Extract word for word the lines of the listing from its start to the line holding "padding-top: 4px;", both ends kept; pictures are not part of the copy.
** begin **
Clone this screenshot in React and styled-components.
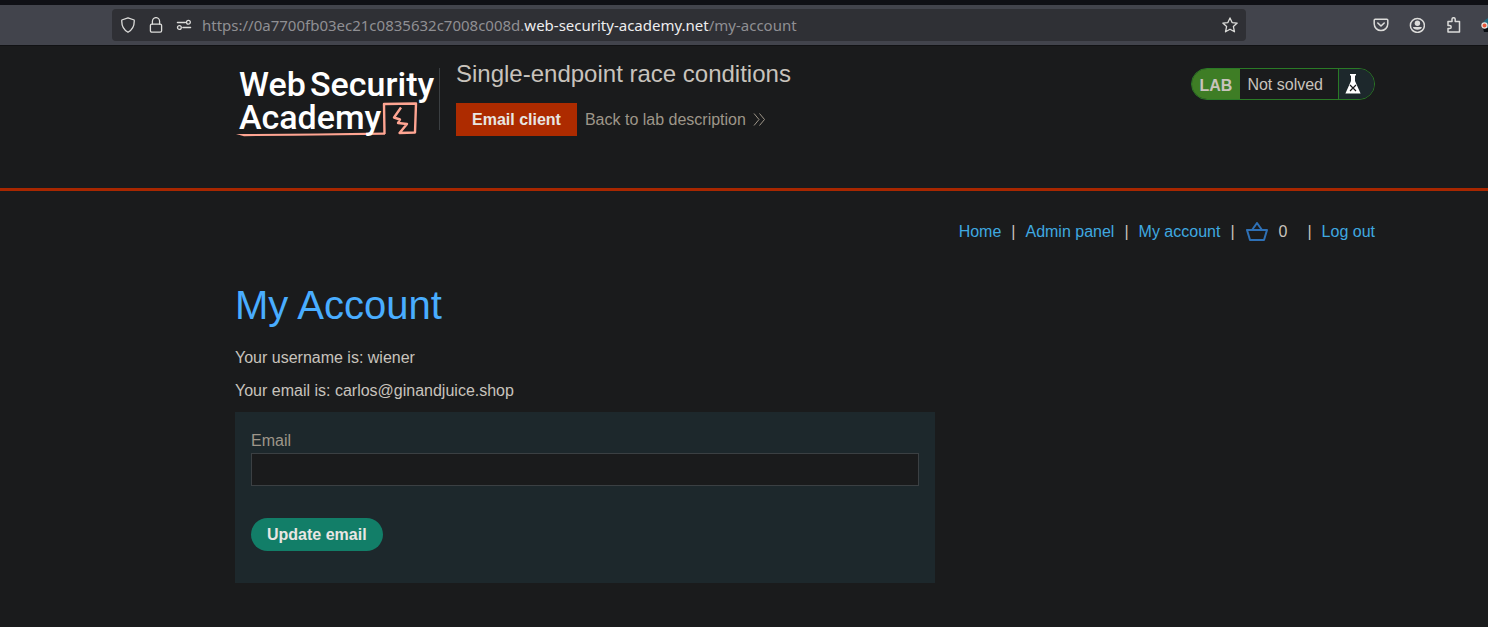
import React from "react";
import styled, { createGlobalStyle } from "styled-components";

const GlobalStyle = createGlobalStyle`
    * {
        box-sizing: border-box;
    }

    body {
        margin: 0;
        overflow-x: hidden;
        background-color: #1a1b1c;
        color: #c8c3bc;
        font-family: "Liberation Sans", Arial, sans-serif;
        font-size: 16px;
        line-height: 24px;
    }

    #root {
        min-height: 100vh;
    }
`

/* Browser bar */
const Toolbar = styled.div`
    display: flex;
    align-items: center;
    height: 46px;
    padding-left: 112px;
    overflow: hidden;
    background-color: #42444c;
    border-top: 5px solid #0f1015;
    border-bottom: 1px solid #111214;
`

const AddressBar = styled.div`
    display: flex;
    align-items: center;
    flex: 1;
    gap: 10px;
    height: 32px;
    padding: 0 8px;
    border-radius: 4px;
    background-color: #2f3035;
`

const SiteButtons = styled.div`
    display: flex;
    gap: 12px;
`

const Url = styled.span`
    flex: 1;
    font-family: "Noto Sans", sans-serif;
    font-size: 15px;
    color: #8f8f93;
    white-space: nowrap;

    b {
        font-weight: 400;
        color: #ededee;
    }
`

const BarButton = styled.button`
    display: flex;
    flex: none;
    padding: 0;
    border: 0;
    background: none;
    color: #dcdcda;
`

const Extensions = styled.div`
    display: flex;
    align-items: center;
    flex: none;
    gap: 20px;
    width: 242px;
    padding-left: 127px;
`

/* Page */
const Container = styled.div`
    max-width: 1488px;
    padding: 0 113px 0 235px;
`

const Header = styled.header`
    height: 145px;
    padding-top: 14px;
    border-bottom: 3px solid #a82700;
`

const HeaderRow = styled.div`
    display: flex;
    align-items: flex-start;
`

const LogoLink = styled.a`
    display: flex;
    flex: none;
    padding-top: 4px;

    text {
        font-family: Roboto, sans-serif;
        font-size: 34px;
        font-weight: 500;
        fill: #ffffff;
    }
`

const LabInfo = styled.div`
    flex: 1;
`

const LabTitle = styled.h2`
    margin: 0 0 15px;
    font-size: 24px;
    font-weight: 400;
    line-height: 28px;
`

const LabLinks = styled.div`
    display: flex;
    align-items: center;
    gap: 8px;
`

const RedButton = styled.button`
    height: 33px;
    padding: 0 16px;
    border: 0;
    background-color: #ad2b00;
    color: #e8e6e3;
    font-family: inherit;
    font-size: 16px;
    font-weight: 700;
`

const BackLink = styled.a`
    display: flex;
    align-items: center;
    gap: 7px;
    color: #9e9689;
    text-decoration: none;
`

const Status = styled.div`
    display: flex;
    height: 32px;
    margin-top: 8px;
    overflow: hidden;
    border: 1px solid #2a7a26;
    border-radius: 16px;
    line-height: 32px;
`

const LabTag = styled.span`
    padding: 0 8px;
    background-color: #3e7d25;
    font-weight: 700;
    line-height: 34px;
`

const StatusText = styled.span`
    padding: 0 15px 0 7px;
`

const Flask = styled.span`
    display: flex;
    align-items: center;
    width: 36px;
    padding-left: 6px;
    border-left: 1px solid #2a7a26;
    background-color: #1d282c;
`

const Nav = styled.nav`
    display: flex;
    align-items: center;
    justify-content: flex-end;
    gap: 10px;
    padding-top: 29px;

    a {
        display: flex;
        color: #3fa9e0;
        text-decoration: none;
    }
`

const CartCount = styled.span`
    margin-right: 10px;
`

const Title = styled.h1`
    margin: 37px 0 17px;
    color: #49adff;
    font-size: 40px;
    font-weight: 400;
    line-height: 48px;
`

const Info = styled.p`
    margin: 0 0 9px;
`

const EmailForm = styled.form`
    max-width: 700px;
    padding: 17px 16px 32px;
    background-color: #1d282c;
`

const Label = styled.label`
    display: block;
    color: #9e9689;
`

const EmailInput = styled.input`
    display: block;
    width: 100%;
    height: 33px;
    margin-bottom: 32px;
    padding: 0 8px;
    border: 1px solid #3b4043;
    background-color: #1a1b1c;
    color: inherit;
    font: inherit;
`

const UpdateButton = styled.button`
    display: block;
    height: 33px;
    padding: 0 16px;
    border: 0;
    border-radius: 17px;
    background-color: #127e68;
    color: #e8e6e3;
    font-family: inherit;
    font-size: 16px;
    font-weight: 700;
`

function Icon({ children }) {
    return (
        <svg width="16" height="16" viewBox="0 0 16 16" fill="none" stroke="currentColor" strokeWidth="1.3" strokeLinecap="round" strokeLinejoin="round" aria-hidden="true">
            {children}
        </svg>
    )
}

function BrowserBar() {
    return (
        <Toolbar>
            <AddressBar>
                <SiteButtons>
                    <BarButton aria-label="Tracking protection">
                        <Icon><path d="M8 .8 14.2 3C14.6 9 13 12.6 8 15.3 3 12.6 1.4 9 1.8 3Z" /></Icon>
                    </BarButton>
                    <BarButton aria-label="Connection security">
                        <Icon>
                            <rect x="2.4" y="7.2" width="11.2" height="8" rx="1.4" />
                            <path d="M4.4 7V4.2a3.6 3.6 0 0 1 7.2 0V7" />
                        </Icon>
                    </BarButton>
                    <BarButton aria-label="Permissions">
                        <Icon>
                            <path d="M1.4 5.5h8M6.8 10.5h7.8" />
                            <circle cx="12.4" cy="5.3" r="1.9" />
                            <circle cx="3.4" cy="10.5" r="1.9" />
                        </Icon>
                    </BarButton>
                </SiteButtons>
                <Url>https://0a7700fb03ec21c0835632c7008c008d.<b>web-security-academy.net</b>/my-account</Url>
                <BarButton aria-label="Bookmark">
                    <Icon><path d="m8 .9 2.1 4.7 5.1.5-3.8 3.5 1.1 5.2L8 12.2l-4.5 2.6 1.1-5.2L.8 6.1l5.1-.5Z" /></Icon>
                </BarButton>
            </AddressBar>
            <Extensions>
                <BarButton aria-label="Pocket">
                    <Icon>
                        <path d="M2.2 2.2h11.6c.6 0 1 .4 1 1v3.6a6.8 6.8 0 0 1-13.6 0V3.2c0-.6.4-1 1-1Z" strokeWidth="1.5" />
                        <path d="M4.8 6 8 9l3.2-3" strokeWidth="1.6" />
                    </Icon>
                </BarButton>
                <BarButton aria-label="Account">
                    <Icon>
                        <circle cx="8.4" cy="8.4" r="7" strokeWidth="1.5" />
                        <circle cx="8.4" cy="6.2" r="2.7" fill="currentColor" stroke="none" />
                        <path d="M4 10h8.8c0 1.7-2 2.8-4.4 2.8S4 11.7 4 10Z" fill="currentColor" stroke="none" />
                    </Icon>
                </BarButton>
                <BarButton aria-label="Extensions">
                    <Icon><path d="M3 4.4h4V2.3a1.6 1.6 0 0 1 3.2 0v2.1h4.3v10.7H3v-3.5h1.6a1.6 1.6 0 0 0 0-3.2H3Z" strokeWidth="1.5" /></Icon>
                </BarButton>
                <BarButton aria-label="Add-on">
                    <svg width="16" height="16" viewBox="0 0 16 16" aria-hidden="true">
                        <circle cx="9" cy="8" r="7" fill="#216b80" />
                        <path d="M2 11h8v4H3Z" fill="#090d12" />
                        <circle cx="3.5" cy="8.5" r="2.6" fill="#e8583c" stroke="#ece6df" strokeWidth="1.2" />
                    </svg>
                </BarButton>
            </Extensions>
        </Toolbar>
    )
}

function Logo() {
    return (
        <LogoLink href="#" aria-label="Web Security Academy">
            <svg width="221" height="76" viewBox="0 0 221 76">
                <path d="M149.5 70 149 40 181 39.5 180 68.5 164.500 69 172 60 163 59 165 55.5 159 53.500 166 43.500" fill="none" stroke="#ffa592" strokeWidth="2.4" strokeLinejoin="round" />
                <path d="M1 70 82 69.5 150 68.500v2.300L60 71.800 9 72.200Z" fill="#ffa592" />
                <text>
                    <tspan x="4" y="32">Web</tspan>
                    <tspan x="75" y="32">Security</tspan>
                    <tspan x="4" y="65">Academy</tspan>
                </text>
                <path d="M204.5 4v62" stroke="#3b3f42" strokeWidth="1" />
            </svg>
        </LogoLink>
    )
}

function LabHeader() {
    return (
        <Header>
            <Container>
                <HeaderRow>
                    <Logo />
                    <LabInfo>
                        <LabTitle>Single-endpoint race conditions</LabTitle>
                        <LabLinks>
                            <RedButton>Email client</RedButton>
                            <BackLink href="#">
                                Back to lab description
                                <svg width="13" height="14" viewBox="0 0 13 14" fill="none" stroke="currentColor" strokeWidth="1" aria-hidden="true">
                                    <path d="m1 .5 5 6-5 6M6.5 .5l5 6-5 6" />
                                </svg>
                            </BackLink>
                        </LabLinks>
                    </LabInfo>
                    <Status>
                        <LabTag>LAB</LabTag>
                        <StatusText>Not solved</StatusText>
                        <Flask>
                            <svg width="16" height="20" viewBox="0 0 16 20" aria-hidden="true">
                                <path d="M5 0h6v1.5H10V7l5.6 12.5H.4L6 7V1.5H5Z" fill="#ffffff" />
                                <path d="m5 11 6 6m0-6-6 6" stroke="#1a1b1c" strokeWidth="1.2" />
                            </svg>
                        </Flask>
                    </Status>
                </HeaderRow>
            </Container>
        </Header>
    )
}

function Account() {
    return (
        <Container as="main">
            <Nav>
                <a href="#">Home</a>
                <span>|</span>
                <a href="#">Admin panel</a>
                <span>|</span>
                <a href="#">My account</a>
                <span>|</span>
                <a href="#" aria-label="Basket">
                    <svg width="24" height="20" viewBox="0 0 24 20" fill="none" stroke="#2e70b5" strokeWidth="2" strokeLinejoin="round" aria-hidden="true">
                        <path d="M2 8h20l-3 10H5ZM7 8l5-7 5 7" />
                    </svg>
                </a>
                <CartCount>0</CartCount>
                <span>|</span>
                <a href="#">Log out</a>
            </Nav>
            <Title>My Account</Title>
            <Info>Your username is: wiener</Info>
            <Info>Your email is: carlos@ginandjuice.shop</Info>
            <EmailForm>
                <Label htmlFor="email">Email</Label>
                <EmailInput id="email" type="email" name="email" />
                <UpdateButton type="submit">Update email</UpdateButton>
            </EmailForm>
        </Container>
    )
}

function App() {
    return (
        <>
            <GlobalStyle />
            <BrowserBar />
            <LabHeader />
            <Account />
        </>
    )
}

export default App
** end **
FINISHED TASK.
Clone this screenshot in React and styled-components.
import React from "react";
import styled, { createGlobalStyle } from "styled-components";

const GlobalStyle = createGlobalStyle`
    * {
        box-sizing: border-box;
    }

    body {
        margin: 0;
        overflow-x: hidden;
        background-color: #1a1b1c;
        color: #c8c3bc;
        font-family: "Liberation Sans", Arial, sans-serif;
        font-size: 16px;
        line-height: 24px;
    }

    #root {
        min-height: 100vh;
    }
`

/* Browser bar */
const Toolbar = styled.div`
    display: flex;
    align-items: center;
    height: 46px;
    padding-left: 112px;
    overflow: hidden;
    background-color: #42444c;
    border-top: 5px solid #0f1015;
    border-bottom: 1px solid #111214;
`

const AddressBar = styled.div`
    display: flex;
    align-items: center;
    flex: 1;
    gap: 10px;
    height: 32px;
    padding: 0 8px;
    border-radius: 4px;
    background-color: #2f3035;
`

const SiteButtons = styled.div`
    display: flex;
    gap: 12px;
`

const Url = styled.span`
    flex: 1;
    font-family: "Noto Sans", sans-serif;
    font-size: 15px;
    color: #8f8f93;
    white-space: nowrap;

    b {
        font-weight: 400;
        color: #ededee;
    }
`

const BarButton = styled.button`
    display: flex;
    flex: none;
    padding: 0;
    border: 0;
    background: none;
    color: #dcdcda;
`

const Extensions = styled.div`
    display: flex;
    align-items: center;
    flex: none;
    gap: 20px;
    width: 242px;
    padding-left: 127px;
`

/* Page */
const Container = styled.div`
    max-width: 1488px;
    padding: 0 113px 0 235px;
`

const Header = styled.header`
    height: 145px;
    padding-top: 14px;
    border-bottom: 3px solid #a82700;
`

const HeaderRow = styled.div`
    display: flex;
    align-items: flex-start;
`

const LogoLink = styled.a`
    display: flex;
    flex: none;
    padding-top: 4px;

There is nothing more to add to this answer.